Title: Fighting for American Manhood: How Gender Politics Provoked the Spanish-American and Philippine-American Wars
Author: Kristin Hoganson
Year: 1998
Categories: Gender, War, Empire, Manhood, Gilded Age, Foreign Policy, Spanish-American War, Cultural History
Place: United States, Cuba, Philippines 
Time Period: 1895-1901

Argument Synopsis
Kristin Hoganson writes a cultural history of the Spanish-American and Philippine-American Wars at the close of the 19th century through the lens of gender. Hoganson argues that debates over the wars revolved around issues of manhood and drew on a political culture of the "manly ideal of politics" during the period. Hoganson charts the shift in conceptions of manhood - from an older 19th century version that emphasized self-restraint and virtue, to one of physical prowess, militarism, and aggression. By the 1890s, many American men felt that American manhood was under assault from outside and within. As the Civil War generation aged, many felt that a new generation had come of age without any similar experience that would forge their manly virtue. The Depression of 1893 emasculated men who could no longer provide for their families, while others worried about the closing of the frontier as an opportunity for building manliness, or the deteriorating effects of "soft" urban life and white-collar jobs. Finally, the women's suffrage movement made women more and more visible in the political sphere, threatening what some men saw as their male prerogative. 

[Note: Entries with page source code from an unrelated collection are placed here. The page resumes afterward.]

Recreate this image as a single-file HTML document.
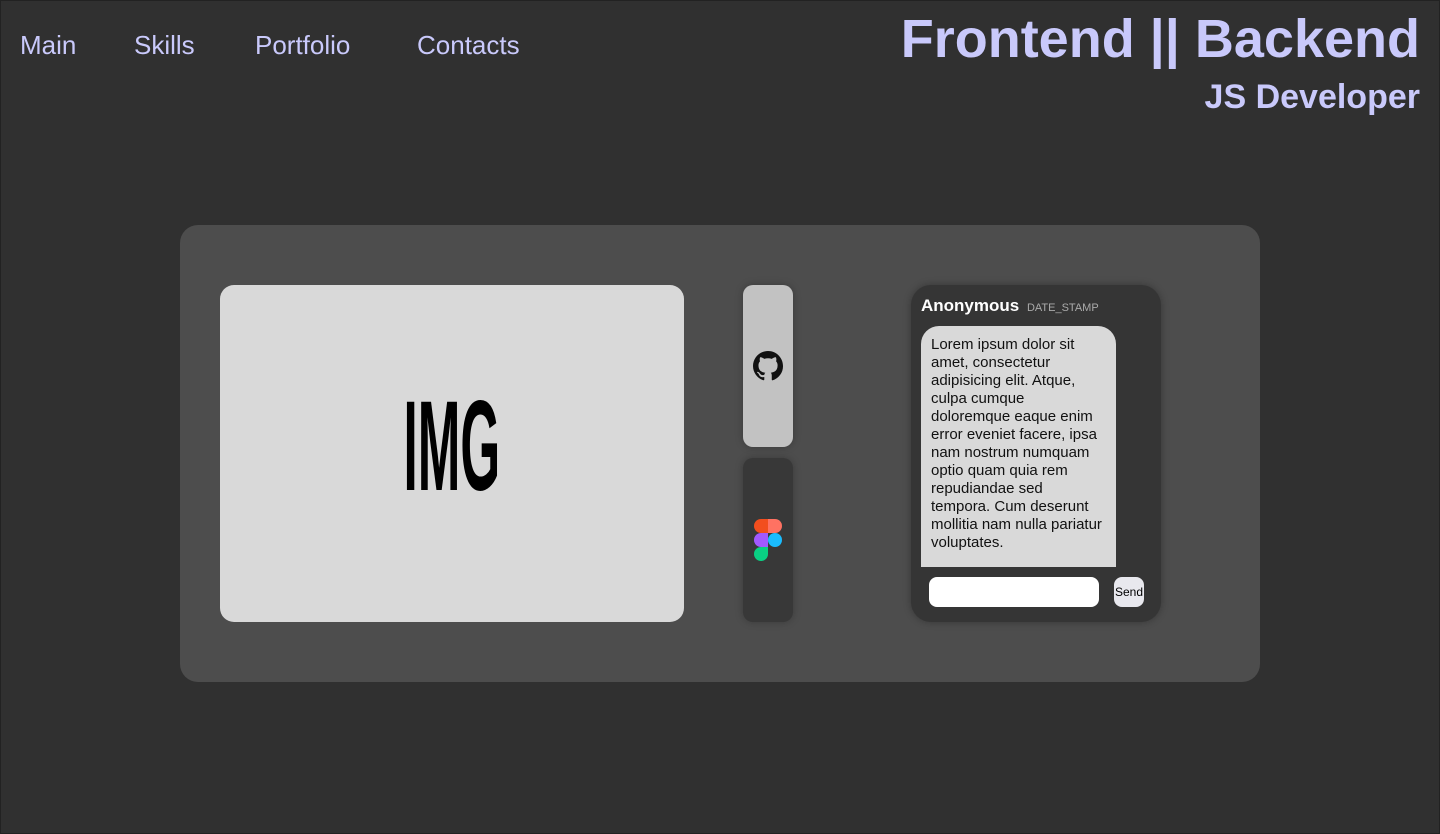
<!DOCTYPE html>
<html><head><meta charset="utf-8"><style>
*{margin:0;padding:0;box-sizing:border-box}
html,body{width:1440px;height:834px;overflow:hidden}
body{background:#303030;font-family:"Liberation Sans",sans-serif;position:relative;box-shadow:inset 0 0 0 1px #222}
.nav a{position:absolute;top:30px;color:#c9c9fb;font-size:26px;text-decoration:none}
.t1{position:absolute;right:20px;top:8px;color:#c9c9fb;font-size:54px;font-weight:bold}
.t2{position:absolute;right:20px;top:78px;color:#c9c9fb;font-size:34px;font-weight:bold}
.panel{position:absolute;left:180px;top:225px;width:1080px;height:457px;background:#4d4d4d;border-radius:18px}
.img{position:absolute;left:220px;top:285px;width:464px;height:337px;background:#d9d9d9;border-radius:14px;display:flex;align-items:center;justify-content:center;font-family:"Liberation Sans Narrow","Liberation Sans",sans-serif;font-weight:bold;font-size:128px}
.img span{display:inline-block;transform:scaleX(0.4);color:#000;margin-top:-14px}
.b{position:absolute;left:743px;width:50px;border-radius:10px;box-shadow:0 0 8px rgba(0,0,0,.25)}
.chat{position:absolute;left:911px;top:285px;width:250px;height:337px;background:#353535;border-radius:20px;box-shadow:0 0 8px rgba(0,0,0,.3)}
.name{position:absolute;left:10px;top:11px;color:#fff;font-weight:bold;font-size:17px}
.ds{color:#aaa;font-size:11px;font-weight:normal;margin-left:3px}
.msg{position:absolute;left:10px;top:41px;width:195px;height:241px;background:#d9d9d9;border-radius:18px 18px 0 0;padding:10px 12px 10px 10px;font-size:15px;line-height:18px;color:#111;overflow:hidden}
.in{position:absolute;left:18px;top:292px;width:170px;height:30px;background:#fff;border-radius:8px}
.send{position:absolute;left:203px;top:292px;width:30px;height:30px;background:#e8e8ee;border-radius:8px;font-size:12px;line-height:30px;color:#000;text-align:center}
</style></head><body>
<div class="nav"><a style="left:20px">Main</a><a style="left:134px">Skills</a><a style="left:255px">Portfolio</a><a style="left:417px">Contacts</a></div>
<div class="t1">Frontend || Backend</div>
<div class="t2">JS Developer</div>
<div class="panel"></div>
<div class="img"><span>IMG</span></div>
<div class="b" style="top:285px;height:162px;background:#c2c2c2">
<svg style="position:absolute;left:10px;top:66px" width="30" height="30" viewBox="0 0 16 16"><path fill="#111" d="M8 0C3.58 0 0 3.58 0 8c0 3.540 2.29 6.53 5.47 7.59.4.07.55-.17.55-.38v-1.33c-2.230.48-2.7-1.070-2.7-1.07-.36-.92-.89-1.17-.89-1.17-.73-.5.06-.49.06-.49.8.06 1.23.83 1.23.83.71 1.22 1.87.87 2.33.66.07-.52.28-.87.51-1.07-1.78-.2-3.64-.89-3.64-3.950 0-.87.31-1.59.82-2.15-.08-.2-.36-1.02.08-2.12 0 0 .67-.21 2.2.82a7.6 7.6 0 0 1 4 0c1.53-1.04 2.2-.82 2.2-.82.44 1.1.16 1.92.08 2.12.51.56.82 1.27.82 2.15 0 3.07-1.87 3.75-3.65 3.950.29.25.54.73.54 1.48v2.2c0 .21.15.46.55.38A8 8 0 0 0 16 8c0-4.42-3.58-8-8-8z"/></svg></div>
<div class="b" style="top:458px;height:164px;background:#383838">
<svg style="position:absolute;left:10px;top:60px" width="30" height="44" viewBox="0 0 30 44"><path fill="#f24e1e" d="M8 1h7v14H8a7 7 0 0 1 0-14z"/><path fill="#ff7262" d="M15 1h7a7 7 0 0 1 0 14h-7z"/><path fill="#a259ff" d="M8 15h7v14H8a7 7 0 0 1 0-14z"/><circle cx="22" cy="22" r="7" fill="#1abcfe"/><path fill="#0acf83" d="M8 29h7v7a7 7 0 1 1-7-7z"/></svg></div>
<div class="chat">
<div class="name">Anonymous <span class="ds">DATE_STAMP</span></div>
<div class="msg">Lorem ipsum dolor sit amet, consectetur adipisicing elit. Atque, culpa cumque doloremque eaque enim error eveniet facere, ipsa nam nostrum numquam optio quam quia rem repudiandae sed tempora. Cum deserunt mollitia nam nulla pariatur voluptates.</div>
<div class="in"></div><div class="send">Send</div>
</div>
</body></html>
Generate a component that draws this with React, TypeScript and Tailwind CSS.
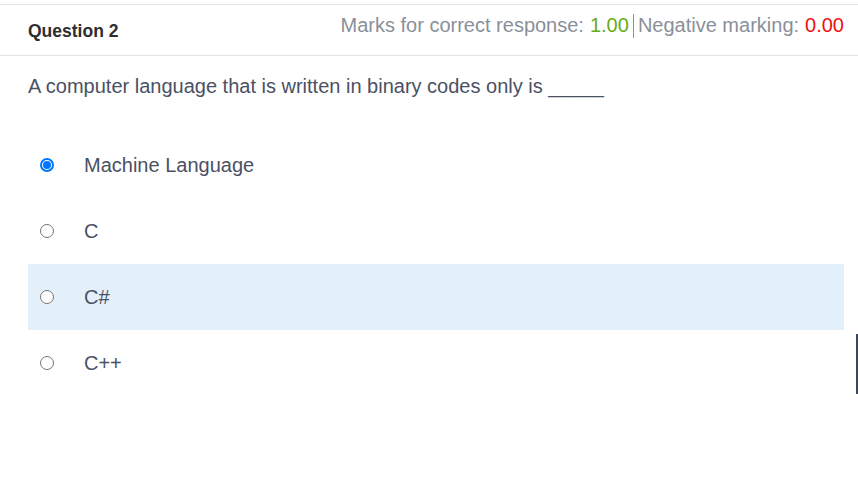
const options = ["Machine Language", "C", "C#", "C++"];

function Radio({ checked }: { checked: boolean }) {
  return checked ? (
    <span className="flex h-[14px] w-[14px] items-center justify-center rounded-full border-2 border-[#0075ff] bg-white">
      <span className="h-[8px] w-[8px] rounded-full bg-[#0075ff]" />
    </span>
  ) : (
    <span className="h-[14px] w-[14px] rounded-full border border-[#767676] bg-white" />
  );
}

export default function App() {
  const selected = 0;
  const hovered = 2;
  return (
    <div className="relative h-[483px] w-[858px] overflow-hidden bg-white font-['Liberation_Sans',Arial,sans-serif]">
      <div className="mt-1 flex h-[52px] border-y border-[#e3e3e3] pr-[14px] pl-7">
        <div className="self-center pt-[3px] text-[17.5px] font-bold text-[#2e2e2e]">Question 2</div>
        <div className="ml-auto flex items-start pt-[8px] text-[20px] leading-6 text-[#8a9099]">
          <span>Marks for correct response: </span>
          <span className="ml-[6px] text-[#66ad14]">1.00</span>
          <span className="mx-[4px] mt-[1px] h-[24px] w-px bg-[#8a9099]" />
          <span>Negative marking: </span>
          <span className="ml-[6px] text-[#f01010]">0.00</span>
        </div>
      </div>

      <p className="mt-[18px] pl-7 text-[20px] leading-6 text-[#4a5164]">
        A computer language that is written in binary codes only is _____
      </p>

      <div className="mt-[34px] mr-[14px] ml-7 flex flex-col">
        {options.map((opt, i) => (
          <label
            key={opt}
            className={`flex h-[66px] items-center pl-[12px] ${i === hovered ? "bg-[#e4f0f9]" : ""}`}
          >
            <Radio checked={i === selected} />
            <span className="ml-[30px] text-[20px] leading-6 text-[#4a5164]">{opt}</span>
          </label>
        ))}
      </div>

      <div className="absolute top-[334px] right-0 h-[60px] w-[2px] bg-[#3f4756]" />
    </div>
  );
}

When Cuba rebelled against Spain in 1895, jingoists quickly took up their cause by portraying the revolutionaries as chivalric defenders (despite their non-white status) battling against a decadent and degenerate Spanish empire. With the sinking of the Maine in 1898, debate revolved around national "honor," and criticisms of President McKinley's hesitancy centered on his lack of "backbone" or manly confidence. With the entrance into war, some groups (especially wealthy northern "dudes" previously seen as effeminate) used the war to bolster their manly credentials. The short duration of the war and its seeming rehabilitation of manliness contributed to an enthusiastic embrace of imperialism in the Philippines, as imperialists broadened their gendered arguments to embrace not only military intervention to enhance individual men's manhood, but towards empire to bolster a maturing nation's manhood on an international stage. Filipinos were portrayed as child-like and feminized, needing the paternal guidance of a the American. The imperialists simultaneously cast themselves as virile young men who needed to break free of the constraining hold of an older generation - embodied by anti-imperialists who they described as doddering old women (ex. "Auntie [George] Hoar").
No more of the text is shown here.